Peter Schiff: This Crisis Won't Be Like 2008, It Will Be a U.S. Sovereign Debt Crisis

Kitco NEWS

6,861 views 1 month ago

Video Summary

A significant repricing is occurring in global markets, with gold reaching new highs near $3,700 an ounce and silver hitting a 14-year peak above $42. This is driven by investor expectations of lower real interest rates and a weaker dollar. The dollar is currently at multi-week lows against major currencies ahead of an upcoming Federal Reserve decision, where markets overwhelmingly anticipate a rate cut.

This potential rate cut is viewed as a major policy error, especially with inflation still significantly above the 2% target. The speaker argues that the Fed should be raising rates, not cutting them, and that the aborted tightening cycle was a mistake driven by fear of collateral damage from bank failures, rather than a victory over inflation. This decision is further complicated by revised, weaker job numbers, indicating underlying economic fragility.

The broader economic picture involves a significant national debt and an enormous refinancing requirement, leading to decreased foreign demand for U.S. debt. Central banks are increasingly divesting from dollars and treasuries in favor of gold, a trend expected to accelerate with lower interest rates.
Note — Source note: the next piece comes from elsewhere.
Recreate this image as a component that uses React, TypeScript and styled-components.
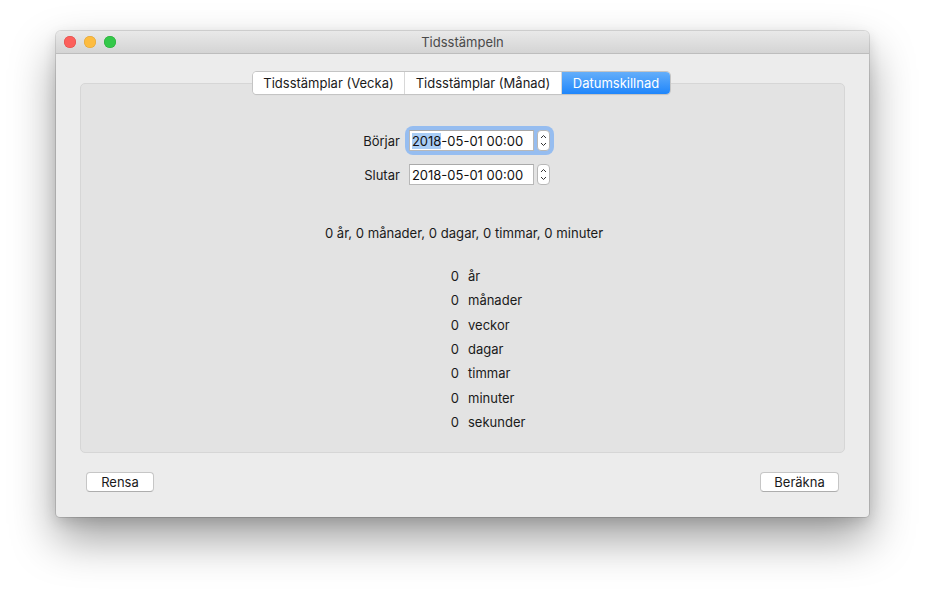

The discussion also touches on the potential for a crisis of confidence in U.S. public credit and the dollar itself, driven by the Fed's actions and the increasing national debt.

Short Highlights

  • Gold is trading near $3,700 an ounce, and silver has reached its highest level since 2011, above $42.
  • Markets are betting on a rate cut, which the speaker calls a "catastrophic mistake," arguing rates should be raised due to worsening inflation data.
  • Foreign buyers like China and Japan are reducing their holdings of U.S. Treasuries, contributing to a massive U.S. funding gap.
  • The speaker predicts that rate cuts will backfire, causing long-term rates to rise and leading to a return to quantitative easing, which would be detrimental to the dollar.
  • The analysis suggests that gold mining stocks have significantly outperformed gold itself and are still considered cheap, with potential for further gains.

Key Details

Market Repricing and Monetary Policy [0:06]

  • A significant repricing is occurring across global markets.
  • Gold is reaching fresh records, trading near $3,700 an ounce.
  • Silver is at its highest level since 2011, above $42, representing a 14-year high.
  • Investors are pricing in lower real rates and a weaker dollar.
  • The dollar is on the back foot, nearing multi-week lows ahead of an upcoming Fed decision.
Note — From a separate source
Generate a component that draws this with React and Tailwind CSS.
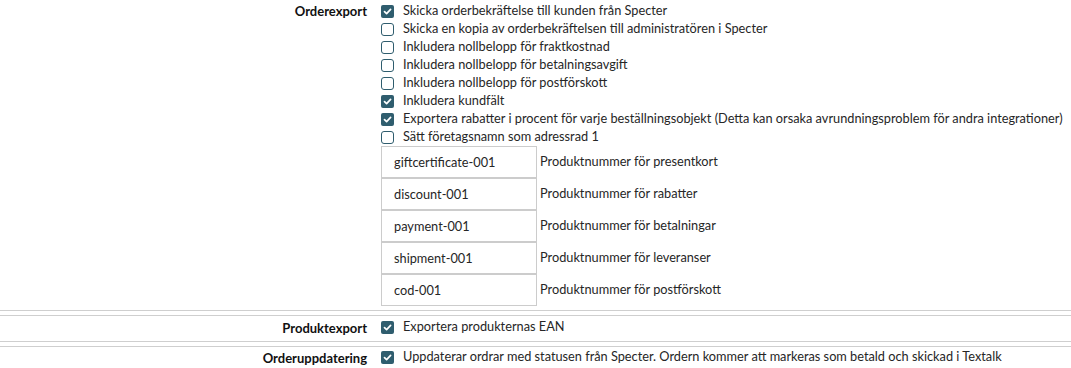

This section highlights the current market conditions, emphasizing the strong performance of gold and silver and the weakening dollar, driven by expectations of interest rate changes.

A great repricing appears to be underway across global markets and we're seeing it in real time.

Historical Parallels and Fed Decisions [0:31]

  • 17 years ago today (September 16th, 2008), the FOMC held rates steady at 2% while the Federal Reserve's primary fund broke the buck.
  • That night, the Fed authorized up to $85 billion to rescue insurer AIG.
  • The New York Fed president missed the meeting to deal with AIG.
  • The Fed's current meeting is under intense political pressure.
  • Market sentiment, according to the CME Fed Watch tool, shows almost 100% betting on a rate cut.
  • The guest has long called such a move a "catastrophic mistake."

The speaker draws a parallel to a past financial crisis, suggesting that historical events might offer insights into current market dynamics and potential future outcomes, especially concerning the Fed's actions.

History doesn't maybe repeat, but does it rhyme?

Policy Errors and Inflation Concerns [1:29]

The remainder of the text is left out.